Beroepschrift 15‑09‑2017
Edelhoogachtbaar College,
Hierbij wenst [X] zijn cassatieberoep, zoals ingesteld op 25 mei 2016, nader te motiveren.
Uit de uitspraak blijkt dat het Gerechtshof de beoordeling van de rechtbank bevestigt.
De rechtbank en het Gerechtshof komen tot de conclusie dat de nationale wetgeving [X], binnen een door hem gedaan beroep op artikel 6 EVRM, niet de mogelijkheid biedt op persoonlijke titel op te komen tegen een burgerlijke verplichting die volgens de toepassing van de wet (artikel 18 Wetboek van Koophandel) volledig aan hem kan worden toegerekend.

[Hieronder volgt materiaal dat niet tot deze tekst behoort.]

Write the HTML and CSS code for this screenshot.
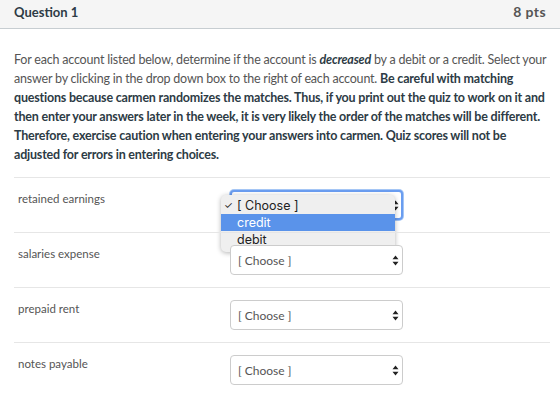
FILE: index.html
```html
<!DOCTYPE html>
<html lang="en">
<head>
  <meta charset="UTF-8">
  <title>Question 1</title>
  <link rel="stylesheet" href="styles.css">
</head>
<body>
  <div class="question">
    <div class="question-header">
      <span class="question-name">Question 1</span>
      <span class="question-points">8 pts</span>
    </div>

    <div class="question-text">
      For each account listed below, determine if the account is <b><i>decreased</i></b> by a debit or a credit. Select your<br>
      answer by clicking in the drop down box to the right of each account. <b>Be careful with matching<br>
      questions because carmen randomizes the matches. Thus, if you print out the quiz to work on it and<br>
      then enter your answers later in the week, it is very likely the order of the matches will be different.<br>
      Therefore, exercise caution when entering your answers into carmen. Quiz scores will not be<br>
      adjusted for errors in entering choices.</b>
    </div>

    <div class="answers">
      <div class="answer-row">
        <div class="answer-label">retained earnings</div>
        <div class="select-wrap focused">
          <select>
            <option>[ Choose ]</option>
            <option>credit</option>
            <option>debit</option>
          </select>
          <svg class="arrows" width="7" height="11" viewBox="0 0 7 11"><path d="M3.5 0.5 L6.5 4.2 L0.5 4.2 Z M3.5 10.5 L6.5 6.8 L0.5 6.8 Z" fill="#222"/></svg>
        </div>
        <!-- open option list of the first select -->
        <ul class="option-menu">
          <li><span class="check">&#10003;</span>[ Choose ]</li>
          <li class="hover">credit</li>
          <li>debit</li>
        </ul>
      </div>

      <div class="answer-row">
        <div class="answer-label">salaries expense</div>
        <div class="select-wrap">
          <select>
            <option>[ Choose ]</option>
            <option>credit</option>
            <option>debit</option>
          </select>
          <svg class="arrows" width="7" height="11" viewBox="0 0 7 11"><path d="M3.5 0.5 L6.5 4.2 L0.5 4.2 Z M3.5 10.5 L6.5 6.8 L0.5 6.8 Z" fill="#222"/></svg>
        </div>
      </div>

      <div class="answer-row">
        <div class="answer-label">prepaid rent</div>
        <div class="select-wrap">
          <select>
            <option>[ Choose ]</option>
            <option>credit</option>
            <option>debit</option>
          </select>
          <svg class="arrows" width="7" height="11" viewBox="0 0 7 11"><path d="M3.5 0.5 L6.5 4.2 L0.5 4.2 Z M3.5 10.5 L6.5 6.8 L0.5 6.8 Z" fill="#222"/></svg>
        </div>
      </div>

      <div class="answer-row">
        <div class="answer-label">notes payable</div>
        <div class="select-wrap">
          <select>
            <option>[ Choose ]</option>
            <option>credit</option>
            <option>debit</option>
          </select>
          <svg class="arrows" width="7" height="11" viewBox="0 0 7 11"><path d="M3.5 0.5 L6.5 4.2 L0.5 4.2 Z M3.5 10.5 L6.5 6.8 L0.5 6.8 Z" fill="#222"/></svg>
        </div>
      </div>
    </div>
  </div>
</body>
</html>
```

FILE: styles.css
```css
body {
  margin: 0;
  font-family: Lato, 'Open Sans', sans-serif;
  background: white;
  color: #555;
}

.question-header {
  display: flex;
  justify-content: space-between;
  align-items: center;
  height: 29px;
  padding: 0 14px 5px;
  box-sizing: border-box;
  background: #f5f5f5;
  border-bottom: 1px solid #c7cdd1;
}

.question-name {
  font-size: 13px;
  font-weight: bold;
  color: #2d3b45;
}

.question-points {
  font-size: 14px;
  font-weight: bold;
  letter-spacing: 0.4px;
  color: #555;
}

.question-text {
  padding: 21px 14px 0;
  font-size: 12.5px;
  letter-spacing: -0.2px;
  line-height: 19px;
  white-space: nowrap;
  color: #555;
}

.question-text b {
  color: #2d3b45;
}

.answers {
  margin: 13px 10px 0 14px;
}

.answer-row {
  position: relative;
  display: flex;
  padding: 12px 0;
  border-top: 1px solid #e6e6e6;
}

.answer-label {
  width: 212px;
  padding: 2px 0 0 4px;
  font-size: 11.5px;
  color: #555;
}

.select-wrap {
  position: relative;
  width: 173px;
  height: 30px;
}

.select-wrap select {
  appearance: none;
  -webkit-appearance: none;
  width: 100%;
  height: 100%;
  padding: 0 20px 0 7px;
  border: 1px solid #ccc;
  border-radius: 4px;
  background: white;
  font-family: Lato, 'Open Sans', sans-serif;
  font-size: 12px;
  color: #555;
  outline: none;
}

.select-wrap.focused select {
  border: 2px solid #6a9df0;
  box-shadow: 0 0 0 1px #a5c6f5;
}

.arrows {
  position: absolute;
  right: 4px;
  top: 10px;
}

.option-menu {
  position: absolute;
  left: 207px;
  top: 17px;
  width: 174px;
  margin: 0;
  padding: 2px 0 4px;
  list-style: none;
  background: #efefef;
  border-radius: 5px;
  box-shadow: 0 1px 5px rgba(0, 0, 0, 0.3);
  font-family: Inter, 'Liberation Sans', sans-serif;
  font-size: 12.5px;
  color: #222;
}

.option-menu li {
  position: relative;
  height: 17px;
  line-height: 17px;
  padding-left: 16px;
}

.option-menu li.hover {
  background: #5a93ea;
  color: white;
}

.option-menu .check {
  position: absolute;
  left: 3px;
  top: 0;
  font-size: 10px;
}
```
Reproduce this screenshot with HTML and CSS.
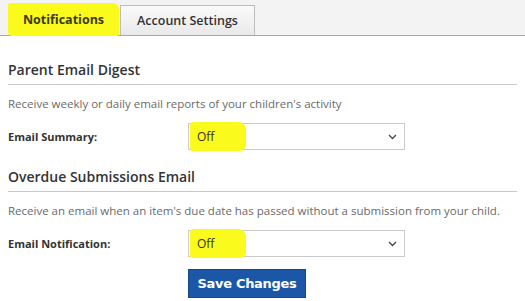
FILE: index.html
```html
<!DOCTYPE html>
<html>
<head>
<meta charset="utf-8">
<link rel="stylesheet" href="styles.css">
</head>
<body>
<div class="tabbar">
  <div class="tab active">Notifications</div>
  <div class="tab">Account Settings</div>
</div>
<div class="content">
  <section class="sec first">
    <h2 class="heading">Parent Email Digest</h2>
    <p class="desc">Receive weekly or daily email reports of your children's activity</p>
    <div class="row">
      <label class="label">Email Summary:</label>
      <div class="select">
        <span class="mark">Off</span>
        <svg class="chev" width="9" height="6" viewBox="0 0 9 6"><path d="M1 1 L4.5 4.5 L8 1" fill="none" stroke="#444" stroke-width="1.3"/></svg>
      </div>
    </div>
  </section>
  <section class="sec">
    <h2 class="heading">Overdue Submissions Email</h2>
    <p class="desc">Receive an email when an item's due date has passed without a submission from your child.</p>
    <div class="row">
      <label class="label">Email Notification:</label>
      <div class="select">
        <span class="mark">Off</span>
        <svg class="chev" width="9" height="6" viewBox="0 0 9 6"><path d="M1 1 L4.5 4.5 L8 1" fill="none" stroke="#444" stroke-width="1.3"/></svg>
      </div>
    </div>
    <div class="row btnrow">
      <span class="label"></span>
      <button class="save">Save Changes</button>
    </div>
  </section>
</div>
</body>
</html>
```
FILE: styles.css
```css
* { box-sizing: border-box; }
body {
  margin: 0;
  background: #fff;
  font-family: "Open Sans", "DejaVu Sans", sans-serif;
  color: #333;
}
.tabbar {
  height: 36px;
  background: #f3f3f3;
  border-bottom: 1px solid #a8a8a8;
  display: flex;
  align-items: flex-end;
  padding-left: 8px;
}
.tab {
  height: 30px;
  padding: 0;
  white-space: nowrap;
  display: flex;
  align-items: center;
  justify-content: center;
  font-size: 12.5px;
  font-weight: 600;
  color: #333;
  background: linear-gradient(#fafafa, #e9e9e9);
  border: 1px solid #bdbdbd;
  border-bottom: none;
  margin-left: 1px;
  width: 135px;
}
.tab.active {
  height: 33px;
  width: 111px;
  margin-left: 0;
  margin-bottom: -1px;
  background: #fafa1c;
  border: none;
  border-radius: 3px 6px 2px 4px;
  font-weight: 700;
  color: #3a3a1a;
}
.content { padding: 0 8px; }
.sec { display: flex; flex-direction: column; }
.heading {
  margin: 17px 0 0;
  font-size: 14px;
  font-weight: 600;
  line-height: 20px;
  padding-bottom: 4px;
  border-bottom: 1px solid #c9c9c9;
  color: #333;
}
.first .heading { margin-top: 24px; }
.desc {
  margin: 11px 0 0;
  font-size: 11.5px;
  line-height: 16px;
  color: #6a6a6a;
  white-space: nowrap;
}
.row {
  display: flex;
  align-items: center;
  margin-top: 11px;
}
.btnrow { margin-top: 12px; }
.label {
  width: 180px;
  font-size: 11px;
  font-weight: 700;
  color: #333;
}
.select {
  width: 217px;
  height: 27px;
  border: 1px solid #cacaca;
  display: flex;
  align-items: center;
  justify-content: space-between;
  padding-right: 7px;
}
.mark {
  align-self: stretch;
  margin: -2px 0 -2px 1px;
  width: 56px;
  padding-left: 7px;
  display: flex;
  align-items: center;
  background: #fafa1c;
  border-radius: 4px 8px 6px 3px;
  font-size: 12px;
  color: #333;
}
.save {
  width: 118px;
  height: 29px;
  border: 1px solid #15478f;
  background: #1b57a6;
  color: #fff;
  font-family: "DejaVu Sans", sans-serif;
  font-weight: 700;
  font-size: 13px;
  letter-spacing: -0.3px;
  padding: 0;
}
```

De rechtbank en het Gerechtshof komen tot het oordeel dat [X], inzake de inhoudelijke toetsing van de totstandkoming van de aanslag, moet wachten tot hij door de ontvanger aansprakelijk wordt gesteld.
De klacht van [X] richt zich tegen dit oordeel.
[X] stelt dat uit een juiste rechtstoepassing (art. 26 AWR) voort moet vloeien dat een ieder van wie vaststaat dat hij van rechtswege aansprakelijk is voor de volledige voldoening van de opgelegde aanslag valt onder de noemer ‘aan wie de belastingaanslag is opgelegd’.
Binnen het in deze zaak geldende feitencomplex moet het door het gerecht aangehaalde stuk, met de vermelding dat een specifieke vennoot aansprakelijk gesteld word (invulling artikel 49 IW), gekwalificeerd worden als een ‘bloot feit’.
[X] stelt dat een juiste rechtsopvatting omtrent artikel 26 AWR in deze cassatieprocedure met zich meebrengt dat [X] als privé persoon/op persoonlijke titel in bezwaar/beroep kan gaan tegen een beschikking waarvan de rechtsgevolgen van rechtswege (artikel 18 WvK) volledig op hem rusten. [X] stelt dat het ontbreken van een beschikking strekkende tot aansprakelijkstelling daaraan niets af doet, omdat [X] volgens een juiste rechtstoepassing van rechtswege reeds verplicht is aan het adres van de Belastingdienst bovengenoemde aanslag volledig te voldoen.
[X] pleit tot vernietiging van de uitspraak van het Gerechtshof en verwijzing in volle omvang om zo tot inhoudelijke beoordeling van de onderhavige aanslag te komen.